One of the hardest things to do on this earth is to describe men or institutions without wanting to change them.

What amazing wisdom! The desire to change “men or institutions” is indeed so overpowering that it goes unnoticed. We profess to describe; in fact, we critique. It is only when this proclivity has been acknowledged that our analysis of anything becomes useful or trustworthy. I would add only that our descriptions are doomed by incompleteness; we can’t know enough to describe anything in full. We fill in the gaps with wishful thinking.

Brinton’s aperçu sheds an intriguing light on something that I think about almost every day: how to explain the collapse of liberal optimism in the 1970s. This is often attributed to shifts in economic winds attributable to increases in fuel prices, and there’s no question that an air of rude awakening characterized the middle of the decade. I think that it’s important to stress a backlash against liberal social advances of the previous decade, especially those concerning equal civil rights for black Americans. But Brinton reminds me that liberals, during their postwar halcyon, had made the same mistake that progressives in power seem always to make sooner or later, at least in modern times. They believed that they could change human nature. With the right kind of laws, incentives, and whatnot, they expected to transform the United States into a truly great society. Having commended themselves on their virtue, they stopped thinking.
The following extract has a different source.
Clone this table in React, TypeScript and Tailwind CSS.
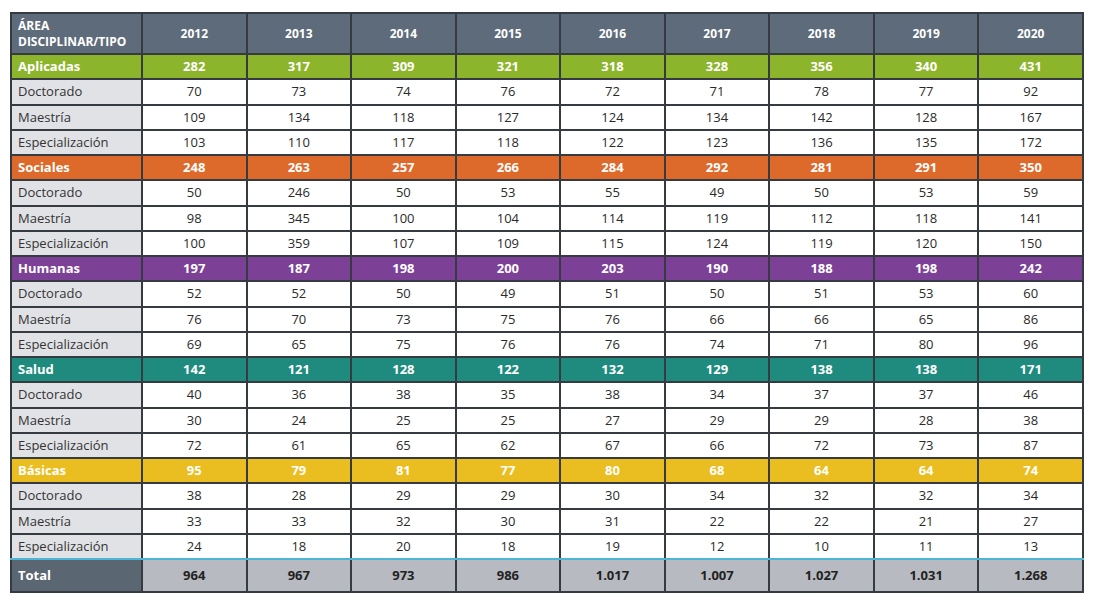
const years = ["2012", "2013", "2014", "2015", "2016", "2017", "2018", "2019", "2020"];

type Group = { name: string; color: string; totals: string[]; rows: [string, string[]][] };

const groups: Group[] = [
  {
    name: "Aplicadas",
    color: "bg-[#8db52c]",
    totals: ["282", "317", "309", "321", "318", "328", "356", "340", "431"],
    rows: [
      ["Doctorado", ["70", "73", "74", "76", "72", "71", "78", "77", "92"]],
      ["Maestría", ["109", "134", "118", "127", "124", "134", "142", "128", "167"]],
      ["Especialización", ["103", "110", "117", "118", "122", "123", "136", "135", "172"]],
    ],
  },
  {
    name: "Sociales",
    color: "bg-[#dd692b]",
    totals: ["248", "263", "257", "266", "284", "292", "281", "291", "350"],
    rows: [
      ["Doctorado", ["50", "246", "50", "53", "55", "49", "50", "53", "59"]],
      ["Maestría", ["98", "345", "100", "104", "114", "119", "112", "118", "141"]],
      ["Especialización", ["100", "359", "107", "109", "115", "124", "119", "120", "150"]],
    ],
  },
  {
    name: "Humanas",
    color: "bg-[#7c4097]",
    totals: ["197", "187", "198", "200", "203", "190", "188", "198", "242"],
    rows: [
      ["Doctorado", ["52", "52", "50", "49", "51", "50", "51", "53", "60"]],
      ["Maestría", ["76", "70", "73", "75", "76", "66", "66", "65", "86"]],
      ["Especialización", ["69", "65", "75", "76", "76", "74", "71", "80", "96"]],
    ],
  },
  {
    name: "Salud",
    color: "bg-[#1f8a7e]",
    totals: ["142", "121", "128", "122", "132", "129", "138", "138", "171"],
    rows: [
      ["Doctorado", ["40", "36", "38", "35", "38", "34", "37", "37", "46"]],
      ["Maestría", ["30", "24", "25", "25", "27", "29", "29", "28", "38"]],
      ["Especialización", ["72", "61", "65", "62", "67", "66", "72", "73", "87"]],
    ],
  },
  {
    name: "Básicas",
    color: "bg-[#eabd20]",
    totals: ["95", "79", "81", "77", "80", "68", "64", "64", "74"],
    rows: [
      ["Doctorado", ["38", "28", "29", "29", "30", "34", "32", "32", "34"]],
      ["Maestría", ["33", "33", "32", "30", "31", "22", "22", "21", "27"]],
      ["Especialización", ["24", "18", "20", "18", "19", "12", "10", "11", "13"]],
    ],
  },
];

const totals = ["964", "967", "973", "986", "1.017", "1.007", "1.027", "1.031", "1.268"];

const cell = "border-2 border-[#353b40] text-center";

export default function App() {
  return (
    <div className="w-[1094px] h-[602px] bg-white pt-[12px] pl-[10px]" style={{ fontFamily: "'Open Sans', 'Liberation Sans', sans-serif" }}>
      <table className="border-collapse table-fixed w-[1074px] text-[13px] text-[#2a2a2a]">
        <colgroup>
          <col className="w-[131px]" />
          {years.map(y => <col key={y} />)}
        </colgroup>
        <thead>
          <tr className="h-[41px] bg-[#5e6b7a] text-white font-bold text-[12px]">
            <th className="border-2 border-[#353b40] text-left pl-[6px] leading-[16px]">ÁREA<br />DISCIPLINAR/TIPO</th>
            {years.map(y => <th key={y} className={cell}>{y}</th>)}
          </tr>
        </thead>
        <tbody>
          {groups.map(g => (
            <>
              <tr key={g.name} className={`h-[25.25px] ${g.color} text-white font-bold`}>
                <td className="border-2 border-[#353b40] pl-[6px] leading-none">{g.name}</td>
                {g.totals.map((v, i) => <td key={i} className={`${cell} leading-none`}>{v}</td>)}
              </tr>
              {g.rows.map(([label, vals], ri) => (
                <tr key={g.name + label} className="h-[25.25px] bg-white">
                  <td className={`border-2 border-[#353b40] bg-[#e1e2e6] pl-[6px] leading-none text-[#333] ${g.name === "Básicas" && ri === 2 ? "border-b-[#4cb6d6]" : ""}`}>{label}</td>
                  {vals.map((v, i) => (
                    <td key={i} className={`${cell} leading-none ${g.name === "Básicas" && ri === 2 ? "border-b-[#4cb6d6]" : ""}`}>{v}</td>
                  ))}
                </tr>
              ))}
            </>
          ))}
          <tr className="h-[33px] bg-[#b7bac0] font-bold text-[#222]">
            <td className="border-2 border-[#353b40] border-t-[#4cb6d6] bg-[#5a6671] text-white pl-[6px]">Total</td>
            {totals.map((v, i) => <td key={i} className={`${cell} border-t-[#4cb6d6]`}>{v}</td>)}
          </tr>
        </tbody>
      </table>
    </div>
  );
}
The inevitable backlash was embryonic and mute, at least until the appearance of Ronald Reagan in the White House. Ever since, it has become persuasive and eloquent, while liberals have either babbled in bewilderment or talked businesslike mush. Conservatives always hold the Ace of Spades: they don’t believe in changing human nature. The human condition permanently reflects the fall from grace caused by Adam and Eve. We are all imperfect sinners, and there’s no sense in expecting us to be any better. Bigotry and racism are incorrigible elements in human nature. So is greed. What’s good is not greed itself but accepting its inevitability. Plan on the greediness of others, and you’ll do very well yourself. Punishment is the lot of the weak and resourceless.

Liberals, as children of the Enlightenment, believe in top-down improvement, if not perfectability. Champions of freedom, they fall hard, again and again, for essentially coercive solutions to social problems that are borrowed from the Industrial Revolution. It is a Disneyland fantasy, also a nightmare: lock people up in a well-designed, Utopian theme park, and they’ll develop correct attitudes “spontaneously.”

The conservative failing, like that of the liberals, lies in its strength. Acceptance of human nature leads insensibly to a program of pandering to powerful interests, instead of one that curbs them. The fact that we are all sinners ought to inspire conservatives to protect us from the depredations of the biggest sinners, but that’s not what happens. What happens is the legalization of corruption: see Citizens United.

***

Regarding businesslike mush: in the current LRB, Marina Warner, in a continuation of her report on the perversion of Anglophone higher education, mentions a useful term.

Like Newspeak in Nineteen Eighty Four, business-speak is an instance of magical naming, superimposing the imagery of the market on the idea of a university — through “targets,” “benchmarks,” time-charts, league tables, “vision statements,” “content providers.” We may laugh or groan, depending on the state of our mental health, at the thickets of TLAs — three-letter acronyms, in the coinage of the writer Richard Hamblyn — that accumulate like dental plaque.

Although conservatives such as Margaret Thatcher are blamed for the deterioration of modern academia, I believe that the dirty work has been done by dispirited liberals who believe that business-speak and TLAs make them sound serious and grown up, providing substantive backup to their exhalations about progress and improvement. I remember the beginnings of the betrayal, when students on the left began calling for “relevance” in their studies, as well as the right to evaluate their professors. Nothing has surprised me in the forty-odd years since.